Instructions to follow -
Locate all lines in the data below that hold "index" and show them.

Recorded data -
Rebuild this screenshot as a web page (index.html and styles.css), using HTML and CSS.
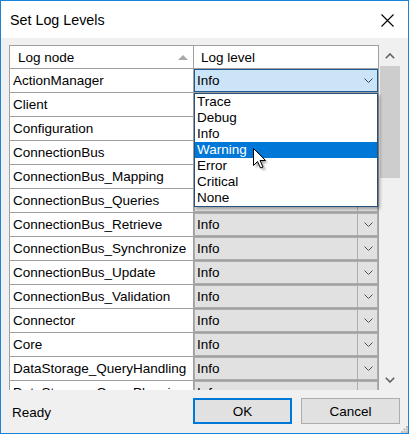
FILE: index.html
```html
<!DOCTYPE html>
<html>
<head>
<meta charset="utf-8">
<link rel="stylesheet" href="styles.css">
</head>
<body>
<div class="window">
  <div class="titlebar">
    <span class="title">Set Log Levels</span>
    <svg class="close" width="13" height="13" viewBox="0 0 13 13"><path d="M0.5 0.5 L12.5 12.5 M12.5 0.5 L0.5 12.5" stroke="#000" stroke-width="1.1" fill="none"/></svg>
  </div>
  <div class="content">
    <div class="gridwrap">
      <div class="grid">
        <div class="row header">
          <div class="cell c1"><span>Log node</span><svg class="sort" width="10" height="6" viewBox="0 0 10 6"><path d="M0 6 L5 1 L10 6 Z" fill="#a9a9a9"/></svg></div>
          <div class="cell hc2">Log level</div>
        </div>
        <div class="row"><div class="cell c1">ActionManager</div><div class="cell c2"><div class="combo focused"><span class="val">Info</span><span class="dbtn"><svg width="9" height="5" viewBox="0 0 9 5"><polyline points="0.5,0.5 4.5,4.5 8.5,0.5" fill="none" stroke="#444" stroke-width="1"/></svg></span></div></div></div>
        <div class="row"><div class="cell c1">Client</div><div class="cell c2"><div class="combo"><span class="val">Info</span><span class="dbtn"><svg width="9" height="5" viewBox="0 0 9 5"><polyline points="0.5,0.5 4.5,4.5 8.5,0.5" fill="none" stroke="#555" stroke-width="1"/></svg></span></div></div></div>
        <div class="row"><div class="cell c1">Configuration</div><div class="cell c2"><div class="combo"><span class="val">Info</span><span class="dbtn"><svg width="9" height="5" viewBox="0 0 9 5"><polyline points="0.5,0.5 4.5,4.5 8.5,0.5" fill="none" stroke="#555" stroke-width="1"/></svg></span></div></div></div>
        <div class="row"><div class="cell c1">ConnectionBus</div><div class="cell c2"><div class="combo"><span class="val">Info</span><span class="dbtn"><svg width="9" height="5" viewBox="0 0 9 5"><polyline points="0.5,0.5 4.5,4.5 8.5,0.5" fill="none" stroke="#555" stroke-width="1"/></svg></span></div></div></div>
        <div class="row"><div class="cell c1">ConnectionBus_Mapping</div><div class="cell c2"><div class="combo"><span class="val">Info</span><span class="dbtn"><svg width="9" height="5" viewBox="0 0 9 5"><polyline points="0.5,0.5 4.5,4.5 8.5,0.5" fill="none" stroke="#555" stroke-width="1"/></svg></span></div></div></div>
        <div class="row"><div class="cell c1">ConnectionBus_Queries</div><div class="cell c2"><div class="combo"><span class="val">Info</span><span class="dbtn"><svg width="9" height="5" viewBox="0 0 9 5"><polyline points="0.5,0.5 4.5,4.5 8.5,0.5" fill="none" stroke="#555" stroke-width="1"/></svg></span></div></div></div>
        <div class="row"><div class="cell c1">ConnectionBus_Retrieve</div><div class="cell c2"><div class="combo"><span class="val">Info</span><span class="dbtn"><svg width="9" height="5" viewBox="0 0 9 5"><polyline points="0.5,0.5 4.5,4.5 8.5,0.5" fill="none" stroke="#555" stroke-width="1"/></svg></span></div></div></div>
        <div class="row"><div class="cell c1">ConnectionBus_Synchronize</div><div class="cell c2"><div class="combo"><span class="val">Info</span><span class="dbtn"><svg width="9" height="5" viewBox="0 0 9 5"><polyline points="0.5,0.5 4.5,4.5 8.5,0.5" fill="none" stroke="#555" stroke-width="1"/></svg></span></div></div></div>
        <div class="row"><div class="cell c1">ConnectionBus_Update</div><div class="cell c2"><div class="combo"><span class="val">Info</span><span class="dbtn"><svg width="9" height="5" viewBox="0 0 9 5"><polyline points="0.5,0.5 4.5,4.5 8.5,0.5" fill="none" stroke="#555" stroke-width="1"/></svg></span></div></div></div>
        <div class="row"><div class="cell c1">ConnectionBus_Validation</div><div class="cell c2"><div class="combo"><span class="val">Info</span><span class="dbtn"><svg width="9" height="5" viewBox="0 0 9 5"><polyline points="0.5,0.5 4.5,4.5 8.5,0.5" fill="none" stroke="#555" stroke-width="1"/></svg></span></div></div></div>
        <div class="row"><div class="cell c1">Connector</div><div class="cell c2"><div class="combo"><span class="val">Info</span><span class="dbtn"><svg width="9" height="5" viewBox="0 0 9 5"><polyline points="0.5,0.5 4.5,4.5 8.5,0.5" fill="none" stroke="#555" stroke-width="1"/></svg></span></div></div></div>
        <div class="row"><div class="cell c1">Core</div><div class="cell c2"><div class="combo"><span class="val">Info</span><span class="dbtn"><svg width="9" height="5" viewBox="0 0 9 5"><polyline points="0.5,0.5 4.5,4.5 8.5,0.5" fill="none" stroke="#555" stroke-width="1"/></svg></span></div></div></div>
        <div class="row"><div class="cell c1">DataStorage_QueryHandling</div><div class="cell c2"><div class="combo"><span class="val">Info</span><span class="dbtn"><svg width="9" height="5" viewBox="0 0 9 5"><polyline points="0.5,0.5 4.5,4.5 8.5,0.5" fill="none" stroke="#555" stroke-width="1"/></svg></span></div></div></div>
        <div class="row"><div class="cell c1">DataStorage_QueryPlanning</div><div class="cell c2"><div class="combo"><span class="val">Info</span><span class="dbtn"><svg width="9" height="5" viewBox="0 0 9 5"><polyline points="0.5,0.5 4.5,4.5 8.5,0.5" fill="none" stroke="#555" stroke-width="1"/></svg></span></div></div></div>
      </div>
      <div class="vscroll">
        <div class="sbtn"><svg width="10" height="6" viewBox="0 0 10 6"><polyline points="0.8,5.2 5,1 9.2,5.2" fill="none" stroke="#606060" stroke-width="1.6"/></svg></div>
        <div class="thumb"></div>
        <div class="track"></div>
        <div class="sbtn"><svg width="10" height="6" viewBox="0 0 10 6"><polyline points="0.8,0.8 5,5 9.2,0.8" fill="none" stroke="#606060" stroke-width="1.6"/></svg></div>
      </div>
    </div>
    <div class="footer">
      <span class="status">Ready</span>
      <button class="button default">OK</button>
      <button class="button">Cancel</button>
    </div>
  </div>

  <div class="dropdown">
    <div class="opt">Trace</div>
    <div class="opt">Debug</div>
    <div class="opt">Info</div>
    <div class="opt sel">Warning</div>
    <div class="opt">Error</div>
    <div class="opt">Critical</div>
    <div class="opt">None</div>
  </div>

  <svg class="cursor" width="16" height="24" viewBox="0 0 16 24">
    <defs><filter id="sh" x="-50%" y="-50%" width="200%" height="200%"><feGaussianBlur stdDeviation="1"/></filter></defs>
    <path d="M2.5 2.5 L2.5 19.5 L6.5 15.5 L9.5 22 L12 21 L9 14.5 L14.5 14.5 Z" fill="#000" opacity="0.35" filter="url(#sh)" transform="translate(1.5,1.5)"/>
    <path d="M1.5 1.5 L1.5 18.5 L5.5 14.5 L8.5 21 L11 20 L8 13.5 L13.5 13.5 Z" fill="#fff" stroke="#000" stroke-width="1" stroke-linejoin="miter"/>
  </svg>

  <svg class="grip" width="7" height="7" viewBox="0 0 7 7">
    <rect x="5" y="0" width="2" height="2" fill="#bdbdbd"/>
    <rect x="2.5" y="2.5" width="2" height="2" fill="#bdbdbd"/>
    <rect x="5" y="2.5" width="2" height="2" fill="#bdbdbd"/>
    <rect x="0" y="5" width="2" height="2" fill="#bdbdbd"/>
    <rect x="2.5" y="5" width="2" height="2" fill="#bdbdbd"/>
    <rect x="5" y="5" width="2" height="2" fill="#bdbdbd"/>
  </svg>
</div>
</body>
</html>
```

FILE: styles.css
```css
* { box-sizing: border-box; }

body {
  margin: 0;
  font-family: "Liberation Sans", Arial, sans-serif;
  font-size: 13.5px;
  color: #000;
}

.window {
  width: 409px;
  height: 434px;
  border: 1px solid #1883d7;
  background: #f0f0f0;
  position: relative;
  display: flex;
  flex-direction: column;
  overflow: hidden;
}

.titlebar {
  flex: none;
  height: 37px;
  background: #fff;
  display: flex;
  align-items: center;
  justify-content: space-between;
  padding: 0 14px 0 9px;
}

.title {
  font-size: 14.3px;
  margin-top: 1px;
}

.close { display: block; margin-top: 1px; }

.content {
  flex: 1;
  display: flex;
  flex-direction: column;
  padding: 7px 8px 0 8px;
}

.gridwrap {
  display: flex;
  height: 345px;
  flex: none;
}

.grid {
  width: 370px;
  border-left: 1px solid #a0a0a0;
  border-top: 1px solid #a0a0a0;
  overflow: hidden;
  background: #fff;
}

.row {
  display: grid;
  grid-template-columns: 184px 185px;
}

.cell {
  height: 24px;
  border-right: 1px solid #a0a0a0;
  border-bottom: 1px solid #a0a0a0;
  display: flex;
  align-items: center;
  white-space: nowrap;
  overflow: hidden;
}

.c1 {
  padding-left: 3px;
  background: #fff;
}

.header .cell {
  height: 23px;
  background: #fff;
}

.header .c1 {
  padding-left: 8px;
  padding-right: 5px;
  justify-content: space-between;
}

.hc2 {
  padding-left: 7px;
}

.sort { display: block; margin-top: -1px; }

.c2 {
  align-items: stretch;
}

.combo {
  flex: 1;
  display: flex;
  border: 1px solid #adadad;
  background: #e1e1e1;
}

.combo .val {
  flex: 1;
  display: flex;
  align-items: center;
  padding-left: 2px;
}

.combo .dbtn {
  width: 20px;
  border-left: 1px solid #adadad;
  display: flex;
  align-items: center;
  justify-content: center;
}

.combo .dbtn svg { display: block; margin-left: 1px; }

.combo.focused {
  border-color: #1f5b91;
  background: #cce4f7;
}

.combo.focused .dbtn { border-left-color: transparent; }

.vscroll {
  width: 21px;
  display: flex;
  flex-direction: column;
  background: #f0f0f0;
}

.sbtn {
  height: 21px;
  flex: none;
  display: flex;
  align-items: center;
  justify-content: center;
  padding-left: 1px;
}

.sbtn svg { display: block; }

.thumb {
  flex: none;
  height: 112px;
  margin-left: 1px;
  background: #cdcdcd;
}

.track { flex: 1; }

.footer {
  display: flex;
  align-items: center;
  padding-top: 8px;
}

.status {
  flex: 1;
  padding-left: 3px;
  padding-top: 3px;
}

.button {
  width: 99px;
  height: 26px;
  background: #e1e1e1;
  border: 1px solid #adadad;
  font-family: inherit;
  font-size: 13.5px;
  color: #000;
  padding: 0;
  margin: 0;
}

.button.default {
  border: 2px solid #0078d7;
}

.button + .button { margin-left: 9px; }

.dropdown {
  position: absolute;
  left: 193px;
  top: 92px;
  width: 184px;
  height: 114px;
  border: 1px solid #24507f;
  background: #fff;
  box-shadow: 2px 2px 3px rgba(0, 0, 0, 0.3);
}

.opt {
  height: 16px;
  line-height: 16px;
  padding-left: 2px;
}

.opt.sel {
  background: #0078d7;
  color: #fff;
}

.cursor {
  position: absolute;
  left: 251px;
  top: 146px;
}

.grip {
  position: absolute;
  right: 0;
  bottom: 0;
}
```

Final result -
Rebuild this screenshot as a web page (index.html and styles.css), using HTML and CSS.
FILE: index.html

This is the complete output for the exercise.